§ **Problem description**
Copy out each line featuring the string "screenshot" from the entries beneath.

§ **Extracted data**
● ● ● ● ●
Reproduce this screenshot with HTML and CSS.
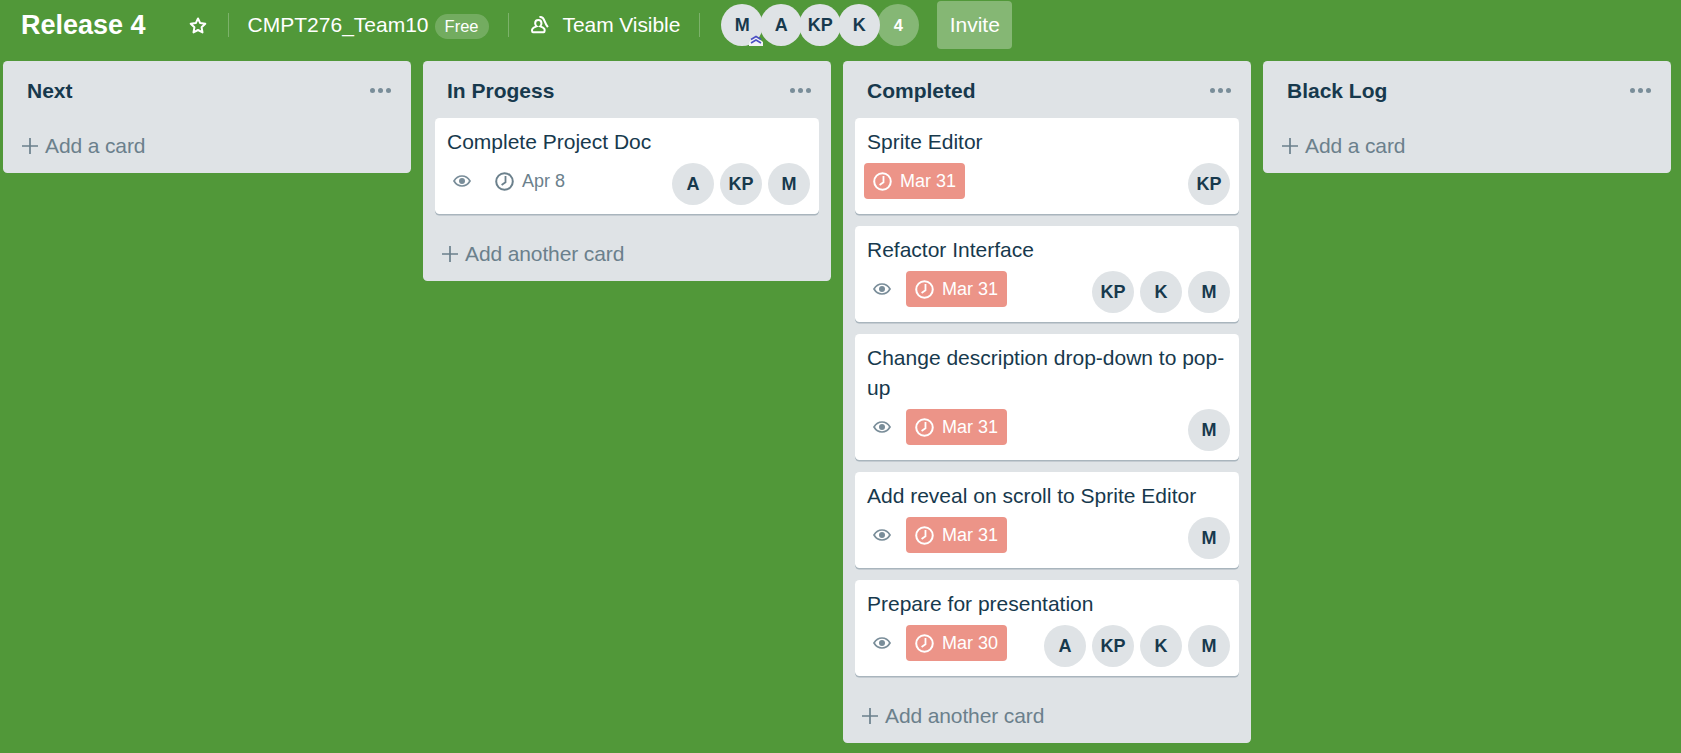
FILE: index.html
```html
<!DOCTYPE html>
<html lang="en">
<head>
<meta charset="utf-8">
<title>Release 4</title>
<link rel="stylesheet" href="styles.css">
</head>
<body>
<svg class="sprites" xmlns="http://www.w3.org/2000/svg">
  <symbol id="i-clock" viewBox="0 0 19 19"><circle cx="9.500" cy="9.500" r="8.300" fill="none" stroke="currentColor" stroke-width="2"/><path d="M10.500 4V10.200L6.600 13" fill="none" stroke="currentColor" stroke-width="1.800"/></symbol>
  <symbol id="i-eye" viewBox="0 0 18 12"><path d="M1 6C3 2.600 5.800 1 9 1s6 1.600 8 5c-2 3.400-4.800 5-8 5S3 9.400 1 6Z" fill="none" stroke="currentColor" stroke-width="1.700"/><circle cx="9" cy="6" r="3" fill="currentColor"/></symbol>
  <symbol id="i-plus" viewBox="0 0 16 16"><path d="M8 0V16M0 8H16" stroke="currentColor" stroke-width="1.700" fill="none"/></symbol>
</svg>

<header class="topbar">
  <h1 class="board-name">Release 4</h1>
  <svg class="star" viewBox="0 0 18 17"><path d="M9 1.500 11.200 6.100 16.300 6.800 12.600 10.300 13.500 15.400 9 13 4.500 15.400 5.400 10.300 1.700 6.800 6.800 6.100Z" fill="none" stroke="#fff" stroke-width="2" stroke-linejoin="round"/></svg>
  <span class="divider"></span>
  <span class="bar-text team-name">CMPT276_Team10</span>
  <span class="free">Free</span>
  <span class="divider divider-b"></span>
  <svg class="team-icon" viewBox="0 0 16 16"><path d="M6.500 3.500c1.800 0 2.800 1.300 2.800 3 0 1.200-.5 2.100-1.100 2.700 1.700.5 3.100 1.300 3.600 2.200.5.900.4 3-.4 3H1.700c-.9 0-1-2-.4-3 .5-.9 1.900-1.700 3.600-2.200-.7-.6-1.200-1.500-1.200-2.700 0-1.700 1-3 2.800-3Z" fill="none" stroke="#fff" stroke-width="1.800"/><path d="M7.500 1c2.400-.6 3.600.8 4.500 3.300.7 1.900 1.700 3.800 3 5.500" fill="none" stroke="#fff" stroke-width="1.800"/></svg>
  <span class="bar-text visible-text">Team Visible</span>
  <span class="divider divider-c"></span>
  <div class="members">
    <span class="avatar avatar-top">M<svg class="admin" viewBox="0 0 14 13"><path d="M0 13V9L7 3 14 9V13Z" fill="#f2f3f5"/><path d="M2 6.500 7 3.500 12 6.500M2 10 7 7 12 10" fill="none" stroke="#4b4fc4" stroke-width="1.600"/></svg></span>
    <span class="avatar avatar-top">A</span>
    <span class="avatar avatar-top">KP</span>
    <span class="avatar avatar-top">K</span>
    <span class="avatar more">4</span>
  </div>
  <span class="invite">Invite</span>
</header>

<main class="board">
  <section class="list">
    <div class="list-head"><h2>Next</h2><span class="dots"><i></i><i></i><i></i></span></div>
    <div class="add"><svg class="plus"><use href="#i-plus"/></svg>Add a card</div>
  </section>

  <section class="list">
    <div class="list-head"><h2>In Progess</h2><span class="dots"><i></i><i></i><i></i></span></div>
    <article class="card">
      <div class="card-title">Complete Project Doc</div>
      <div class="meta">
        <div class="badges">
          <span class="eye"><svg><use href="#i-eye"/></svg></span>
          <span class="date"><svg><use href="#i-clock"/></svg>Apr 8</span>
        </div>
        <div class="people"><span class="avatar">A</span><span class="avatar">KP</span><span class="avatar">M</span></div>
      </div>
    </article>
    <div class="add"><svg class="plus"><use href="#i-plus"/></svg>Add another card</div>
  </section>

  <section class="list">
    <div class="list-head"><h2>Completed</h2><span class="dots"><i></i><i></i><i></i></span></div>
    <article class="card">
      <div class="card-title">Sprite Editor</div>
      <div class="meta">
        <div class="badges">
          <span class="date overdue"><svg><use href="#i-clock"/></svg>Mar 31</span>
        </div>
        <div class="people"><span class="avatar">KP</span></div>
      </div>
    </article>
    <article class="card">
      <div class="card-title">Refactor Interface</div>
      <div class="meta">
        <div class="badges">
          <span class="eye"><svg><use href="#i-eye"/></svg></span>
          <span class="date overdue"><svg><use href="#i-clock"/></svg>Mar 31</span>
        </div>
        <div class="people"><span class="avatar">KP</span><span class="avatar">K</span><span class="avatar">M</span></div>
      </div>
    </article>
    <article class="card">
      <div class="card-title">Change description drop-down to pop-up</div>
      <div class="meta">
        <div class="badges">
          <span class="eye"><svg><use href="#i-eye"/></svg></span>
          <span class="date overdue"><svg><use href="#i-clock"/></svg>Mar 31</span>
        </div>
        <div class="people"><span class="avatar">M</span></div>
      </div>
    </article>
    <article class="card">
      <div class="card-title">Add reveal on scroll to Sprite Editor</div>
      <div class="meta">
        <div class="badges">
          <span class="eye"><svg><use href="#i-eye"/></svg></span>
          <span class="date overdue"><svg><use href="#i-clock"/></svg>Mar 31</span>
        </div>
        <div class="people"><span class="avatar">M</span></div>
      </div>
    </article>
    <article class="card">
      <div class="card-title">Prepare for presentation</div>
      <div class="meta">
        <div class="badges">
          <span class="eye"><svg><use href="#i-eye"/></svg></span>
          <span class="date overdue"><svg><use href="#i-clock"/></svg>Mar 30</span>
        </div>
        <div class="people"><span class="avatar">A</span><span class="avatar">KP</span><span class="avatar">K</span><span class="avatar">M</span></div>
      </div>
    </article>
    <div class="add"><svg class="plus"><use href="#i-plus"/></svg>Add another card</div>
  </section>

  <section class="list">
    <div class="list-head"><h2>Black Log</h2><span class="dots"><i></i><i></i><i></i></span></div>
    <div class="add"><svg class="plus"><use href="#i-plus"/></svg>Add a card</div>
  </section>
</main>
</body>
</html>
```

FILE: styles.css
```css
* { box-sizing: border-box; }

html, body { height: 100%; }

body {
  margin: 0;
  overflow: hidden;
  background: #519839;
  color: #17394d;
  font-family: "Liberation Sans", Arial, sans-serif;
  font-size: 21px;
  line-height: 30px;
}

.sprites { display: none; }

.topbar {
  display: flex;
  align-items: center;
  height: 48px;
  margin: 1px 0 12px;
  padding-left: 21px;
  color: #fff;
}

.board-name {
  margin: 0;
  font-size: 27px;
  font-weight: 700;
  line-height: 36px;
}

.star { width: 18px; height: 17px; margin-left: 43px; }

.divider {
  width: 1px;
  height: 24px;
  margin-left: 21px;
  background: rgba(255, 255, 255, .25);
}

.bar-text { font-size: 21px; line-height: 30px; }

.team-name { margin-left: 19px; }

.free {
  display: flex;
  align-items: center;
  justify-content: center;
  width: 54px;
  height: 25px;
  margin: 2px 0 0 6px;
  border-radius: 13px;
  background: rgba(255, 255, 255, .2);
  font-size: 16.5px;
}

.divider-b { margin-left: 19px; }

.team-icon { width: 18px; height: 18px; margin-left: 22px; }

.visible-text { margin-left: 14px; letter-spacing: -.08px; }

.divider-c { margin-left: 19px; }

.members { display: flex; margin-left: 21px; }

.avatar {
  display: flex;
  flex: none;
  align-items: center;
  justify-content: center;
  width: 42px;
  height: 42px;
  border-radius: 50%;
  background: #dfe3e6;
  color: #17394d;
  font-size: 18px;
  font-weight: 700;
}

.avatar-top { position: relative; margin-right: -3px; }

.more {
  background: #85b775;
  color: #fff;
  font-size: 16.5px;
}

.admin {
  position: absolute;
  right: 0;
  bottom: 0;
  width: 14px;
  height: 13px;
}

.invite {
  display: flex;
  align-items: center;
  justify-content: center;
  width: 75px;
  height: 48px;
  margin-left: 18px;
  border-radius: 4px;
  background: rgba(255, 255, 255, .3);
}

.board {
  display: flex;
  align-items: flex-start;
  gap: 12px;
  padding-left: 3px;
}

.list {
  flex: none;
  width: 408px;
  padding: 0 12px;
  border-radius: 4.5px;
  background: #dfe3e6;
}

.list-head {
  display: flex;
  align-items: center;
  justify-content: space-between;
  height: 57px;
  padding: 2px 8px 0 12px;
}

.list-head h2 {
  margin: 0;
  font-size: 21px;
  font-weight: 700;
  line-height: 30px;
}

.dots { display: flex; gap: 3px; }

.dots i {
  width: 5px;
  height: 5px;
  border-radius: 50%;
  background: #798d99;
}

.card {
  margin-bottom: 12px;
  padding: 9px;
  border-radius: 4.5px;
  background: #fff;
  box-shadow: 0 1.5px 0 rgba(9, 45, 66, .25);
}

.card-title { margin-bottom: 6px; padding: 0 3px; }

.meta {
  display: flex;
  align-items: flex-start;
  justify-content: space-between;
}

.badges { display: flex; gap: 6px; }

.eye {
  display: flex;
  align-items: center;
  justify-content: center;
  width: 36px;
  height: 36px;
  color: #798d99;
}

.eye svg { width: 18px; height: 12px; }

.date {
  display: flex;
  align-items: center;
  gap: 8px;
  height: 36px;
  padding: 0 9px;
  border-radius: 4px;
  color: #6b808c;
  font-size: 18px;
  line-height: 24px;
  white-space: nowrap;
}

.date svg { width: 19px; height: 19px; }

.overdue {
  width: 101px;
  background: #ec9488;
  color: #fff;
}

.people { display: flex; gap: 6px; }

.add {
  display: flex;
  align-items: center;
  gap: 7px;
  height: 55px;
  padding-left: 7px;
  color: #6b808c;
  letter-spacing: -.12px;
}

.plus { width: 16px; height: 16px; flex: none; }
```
● ● ● ● ●
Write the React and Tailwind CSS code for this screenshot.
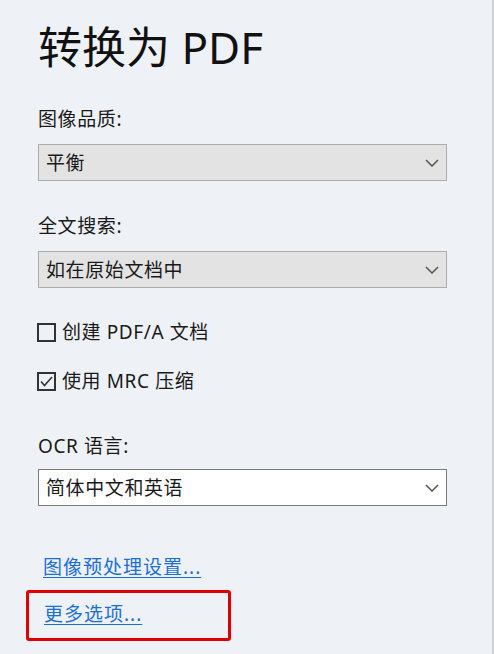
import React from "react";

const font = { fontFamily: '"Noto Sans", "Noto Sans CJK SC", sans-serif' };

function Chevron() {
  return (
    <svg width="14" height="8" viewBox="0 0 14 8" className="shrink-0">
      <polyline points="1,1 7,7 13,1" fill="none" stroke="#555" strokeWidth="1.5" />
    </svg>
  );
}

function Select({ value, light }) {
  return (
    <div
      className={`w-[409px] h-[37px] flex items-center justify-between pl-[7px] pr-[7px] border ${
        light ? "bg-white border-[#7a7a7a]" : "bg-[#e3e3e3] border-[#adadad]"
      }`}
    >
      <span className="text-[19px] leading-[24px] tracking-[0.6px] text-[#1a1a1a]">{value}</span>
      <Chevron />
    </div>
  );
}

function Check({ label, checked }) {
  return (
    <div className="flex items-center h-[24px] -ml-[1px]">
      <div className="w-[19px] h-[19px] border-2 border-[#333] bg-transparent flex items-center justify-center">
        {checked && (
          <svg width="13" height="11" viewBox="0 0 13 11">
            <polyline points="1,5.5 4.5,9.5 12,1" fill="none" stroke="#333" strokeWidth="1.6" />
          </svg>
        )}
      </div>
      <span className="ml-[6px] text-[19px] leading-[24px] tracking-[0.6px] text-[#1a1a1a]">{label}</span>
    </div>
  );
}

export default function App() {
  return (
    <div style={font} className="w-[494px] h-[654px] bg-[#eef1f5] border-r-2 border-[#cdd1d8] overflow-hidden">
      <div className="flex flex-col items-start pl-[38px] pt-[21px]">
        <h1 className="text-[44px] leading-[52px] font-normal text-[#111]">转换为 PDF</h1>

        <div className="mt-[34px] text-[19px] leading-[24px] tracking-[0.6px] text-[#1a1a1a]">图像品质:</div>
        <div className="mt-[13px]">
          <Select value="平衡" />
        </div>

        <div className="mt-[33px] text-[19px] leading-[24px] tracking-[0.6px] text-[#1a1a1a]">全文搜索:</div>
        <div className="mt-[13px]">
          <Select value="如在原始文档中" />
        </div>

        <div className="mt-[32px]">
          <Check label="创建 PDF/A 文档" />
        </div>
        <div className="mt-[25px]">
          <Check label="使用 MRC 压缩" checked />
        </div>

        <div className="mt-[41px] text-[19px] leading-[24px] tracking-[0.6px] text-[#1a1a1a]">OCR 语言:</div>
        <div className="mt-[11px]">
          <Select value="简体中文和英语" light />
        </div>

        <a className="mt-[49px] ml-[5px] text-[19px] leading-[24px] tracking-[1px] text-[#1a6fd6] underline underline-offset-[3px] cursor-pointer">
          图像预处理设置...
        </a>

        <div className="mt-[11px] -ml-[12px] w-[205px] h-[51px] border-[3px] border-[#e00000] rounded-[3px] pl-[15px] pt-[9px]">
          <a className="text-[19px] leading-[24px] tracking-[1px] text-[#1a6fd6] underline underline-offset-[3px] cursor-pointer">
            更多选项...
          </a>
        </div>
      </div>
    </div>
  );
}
● ● ● ● ●
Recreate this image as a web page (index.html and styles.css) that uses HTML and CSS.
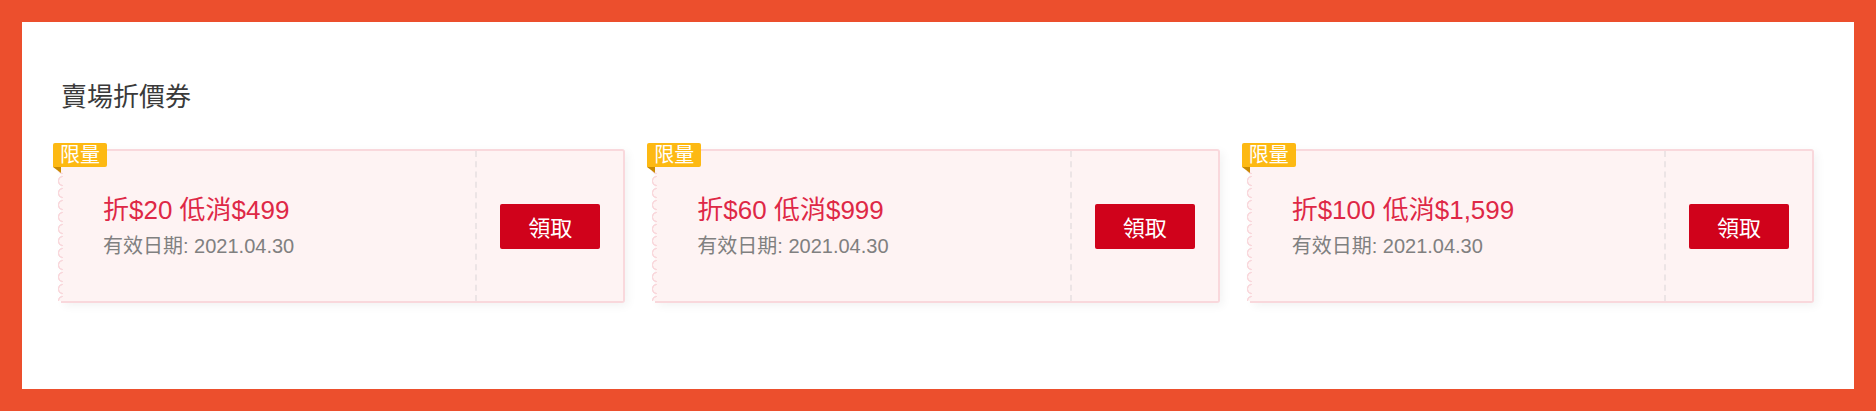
● ● ● ● ●
§ **Correct output**
Reproduce this screenshot with HTML and CSS.
Write the React and Tailwind CSS code for this screenshot.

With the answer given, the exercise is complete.